Joseph ne perdit pas de temps à lui répondre. Il la saisit sous les bras, réclama l’aide de ses compagnons pour la descendre du chariot. Elle protesta, gémit, mais elle était trop faible pour lutter. Elle tendit les mains vers Joseph, suppliant d’une voix qui donnait la chair de poule :

— Je t’en supplie, Joseph, accomplis ce miracle… Abdias ne méritait pas cette mort. Il faut qu’il vive encore.

Le visage tendu, grave, Joseph lui caressa la joue sans un mot. D’un signe, il ordonna qu’on l’emporte à l’intérieur de la maison.

* *

Plus tard, alors que Rekab avait garé le char dans la cour, et que le corps d’Abdias en avait été enlevé, Joseph le rejoignit. Avec gentillesse, il posa la main sur l’épaule cocher.

— Nous allons prendre soin d’elle, dit-il en désignant l’aile où logeaient les femmes et où Miryem avait été portée. Merci pour ce que tu as fait. Le voyage a dû être rude. Il faut te nourrir et prendre du repos.
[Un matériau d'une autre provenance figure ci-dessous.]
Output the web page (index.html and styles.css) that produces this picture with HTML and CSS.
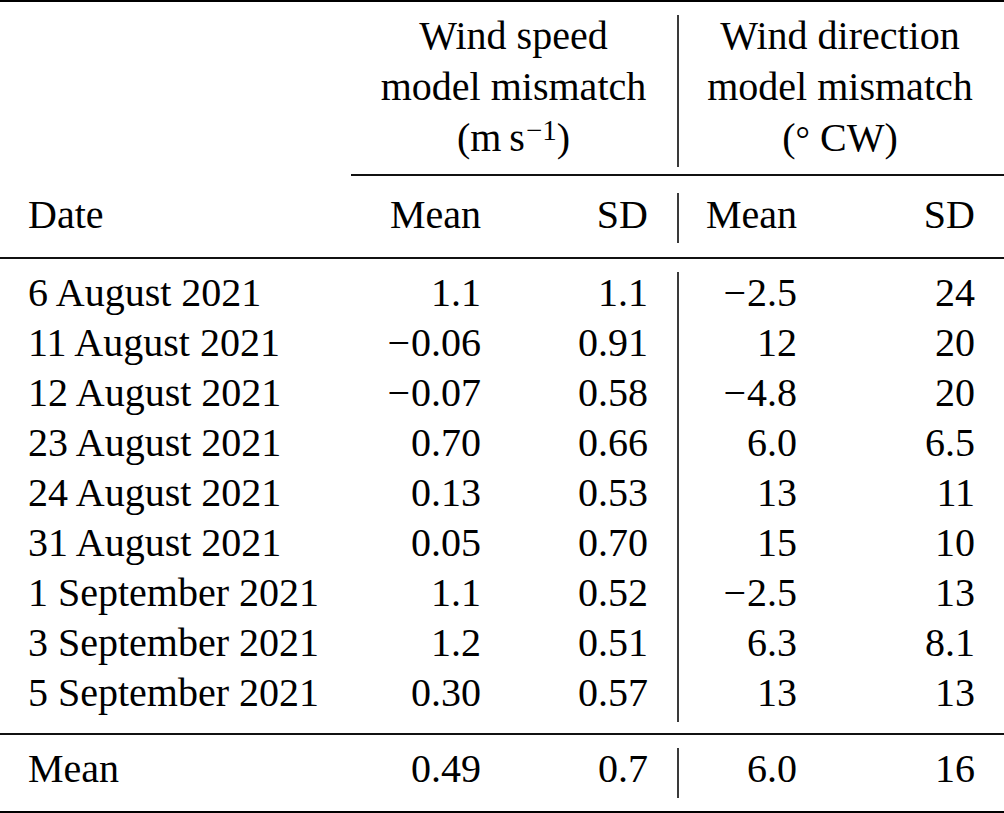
FILE: index.html
```html
<!DOCTYPE html>
<html lang="en">
<head>
<meta charset="utf-8">
<title>Wind model mismatch</title>
<link rel="stylesheet" href="styles.css">
</head>
<body>
<div class="table">
  <div class="grid group-head">
    <div class="cell"></div>
    <div class="cell group group-left"><div class="group-title">Wind speed<br>model mismatch<br>(m&#8201;s<span class="sup">−1</span>)</div></div>
    <div class="cell group group-right vline"><div class="group-title">Wind direction<br>model mismatch<br>(<span class="deg">°</span> CW)</div></div>
  </div>
  <div class="cmidrule"></div>
  <div class="grid col-head">
    <div class="cell c1">Date</div>
    <div class="cell c2">Mean</div>
    <div class="cell c3">SD</div>
    <div class="cell c4 vline">Mean</div>
    <div class="cell c5">SD</div>
  </div>
  <div class="grid body-rows">
    <div class="cell c1">6 August 2021</div><div class="cell c2">1.1</div><div class="cell c3">1.1</div><div class="cell c4 vline"><span class="neg">−</span>2.5</div><div class="cell c5">24</div>
    <div class="cell c1">11 August 2021</div><div class="cell c2"><span class="neg">−</span>0.06</div><div class="cell c3">0.91</div><div class="cell c4 vline">12</div><div class="cell c5">20</div>
    <div class="cell c1">12 August 2021</div><div class="cell c2"><span class="neg">−</span>0.07</div><div class="cell c3">0.58</div><div class="cell c4 vline"><span class="neg">−</span>4.8</div><div class="cell c5">20</div>
    <div class="cell c1">23 August 2021</div><div class="cell c2">0.70</div><div class="cell c3">0.66</div><div class="cell c4 vline">6.0</div><div class="cell c5">6.5</div>
    <div class="cell c1">24 August 2021</div><div class="cell c2">0.13</div><div class="cell c3">0.53</div><div class="cell c4 vline">13</div><div class="cell c5">11</div>
    <div class="cell c1">31 August 2021</div><div class="cell c2">0.05</div><div class="cell c3">0.70</div><div class="cell c4 vline">15</div><div class="cell c5">10</div>
    <div class="cell c1">1 September 2021</div><div class="cell c2">1.1</div><div class="cell c3">0.52</div><div class="cell c4 vline"><span class="neg">−</span>2.5</div><div class="cell c5">13</div>
    <div class="cell c1">3 September 2021</div><div class="cell c2">1.2</div><div class="cell c3">0.51</div><div class="cell c4 vline">6.3</div><div class="cell c5">8.1</div>
    <div class="cell c1">5 September 2021</div><div class="cell c2">0.30</div><div class="cell c3">0.57</div><div class="cell c4 vline">13</div><div class="cell c5">13</div>
  </div>
  <div class="grid mean-row">
    <div class="cell c1">Mean</div><div class="cell c2">0.49</div><div class="cell c3">0.7</div><div class="cell c4 vline">6.0</div><div class="cell c5">16</div>
  </div>
</div>
</body>
</html>
```
FILE: styles.css
```css
* { box-sizing: border-box; }
html, body { margin: 0; padding: 0; background: #fff; }
body {
  font-family: "Liberation Serif", "Times New Roman", serif;
  font-size: 40px;
  color: #000;
}
.table {
  width: 1004px;
  border-top: 2px solid #000;
  border-bottom: 2px solid #000;
}
.grid {
  display: grid;
  grid-template-columns: 351px 158px 168px 148px 179px;
}
.vline { border-left: 2px solid #3a3a3a; }

/* group headings */
.group-head { padding: 13px 0 7px; }
.group-head .cell { height: 152px; }
.group { text-align: center; line-height: 51px; white-space: nowrap; }
.group-left { grid-column: 2 / span 2; padding: 0 29px 0 28px; }
.group-right { grid-column: 4 / span 2; padding: 0 29px 0 26px; }
.group-title { margin-top: -4.7px; }
.sup { font-size: 29px; vertical-align: 11px; line-height: 0; margin-left: 1px; }
.deg { font-size: 36px; }

/* math minus: a touch wider than the text-font glyph */
.neg { letter-spacing: 1px; }

.cmidrule { margin-left: 351px; border-top: 2px solid #111; }

/* cells */
.cell { white-space: nowrap; }
.c1 { text-align: left; padding-left: 28px; }
.c2 { text-align: right; padding-right: 28px; }
.c3 { text-align: right; padding-right: 29px; }
.c4 { text-align: right; padding-right: 28px; }
.c5 { text-align: right; padding-right: 29px; }

.col-head { padding: 17px 0 14px; }
.col-head .cell { height: 50px; line-height: 43px; }

.body-rows { padding: 13px 0 11px; border-top: 2px solid #111; }
.body-rows .cell, .mean-row .cell { height: 50px; line-height: 41px; }

.mean-row { padding: 13px 0 13px; border-top: 2px solid #111; }
```
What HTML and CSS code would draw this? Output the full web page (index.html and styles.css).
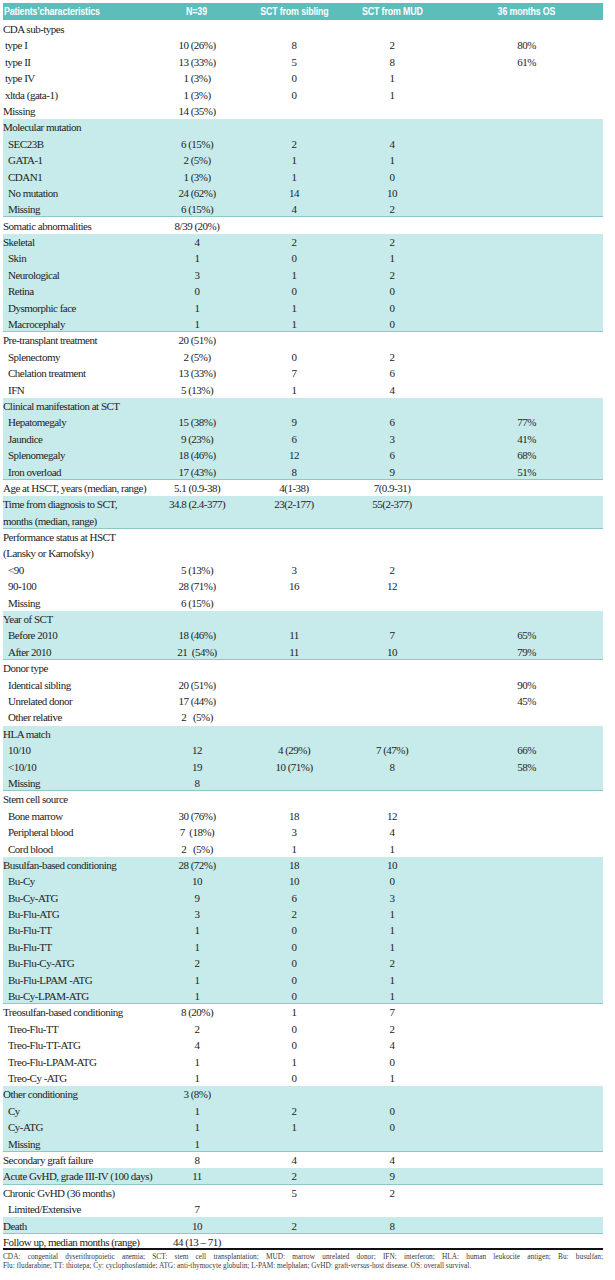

Rekab montra les mules qu’il venait de libérer du joug.

— Il faut les soigner et les nourrir, elles aussi. Demain, je repartirai. C’est le char de Rachel de Magdala. Je dois le lui ramener au plus vite…

— Mes compagnons vont s’occuper des bêtes, répliqua Joseph. Tu en as assez fait pour aujourd’hui. Ne t’inquiète pas pour ta maîtresse. Elle peut attendre son char quelques jours de plus. Ainsi, tu lui rapporteras de bonnes nouvelles de Miryem.

Rekab hésita, ayant envie tout à la fois de protester et d’accepter. Joseph l’impressionnait. Sa bienveillance, son calme, son crâne chauve, son regard bleu et doux, le grand respect que lui témoignaient les jeunes esséniens qui s’activaient dans la maison… tout l’intimidait en cet homme. Cependant, son cœur saignait. Ce qu’il venait de vivre tournoyait dans son esprit et dépassait son imagination.

Les doigts de Joseph serrèrent affectueusement son épaule. Le sage le conduisit vers la grande salle commune.

— Je connaissais mal ce garçon, Abdias, remarqua-t-il. Mais Joachim, le père de Miryem, m’en a dit beaucoup de bien. Cette mort est triste. Mais toutes les morts sont tristes et injustes.

Ils pénétrèrent dans une longue pièce voûtée, toute blanche, uniquement meublée d’une immense table et de bancs.

— Il ne faut pas t’inquiéter pour Miryem, dit encore Joseph. Elle est forte. Demain, elle ira mieux.

À nouveau Rekab fut impressionné par l’attention que lui marquait le maître des esséniens. Même dans la demeure de Rachel, on ne le traitait pas avec autant d’égards, lui, le cocher. Il chercha les yeux si bleus de Joseph et dit :

— Barabbas le brigand était avec nous cette nuit. C’est lui qui a apporté le petit à Magdala…

Joseph hocha la tête. Il fit asseoir Rekab, s’installa près de lui. Un jeune frère était déjà là, qui déposa devant eux une écuelle de semoule et un gobelet d’eau.

Rekab, la main un peu tremblante, porta à sa bouche une première cuillerée. Puis il reposa la cuillère, se tourna vers Joseph et se mit à raconter toute l’horreur qu’avait été ce voyage.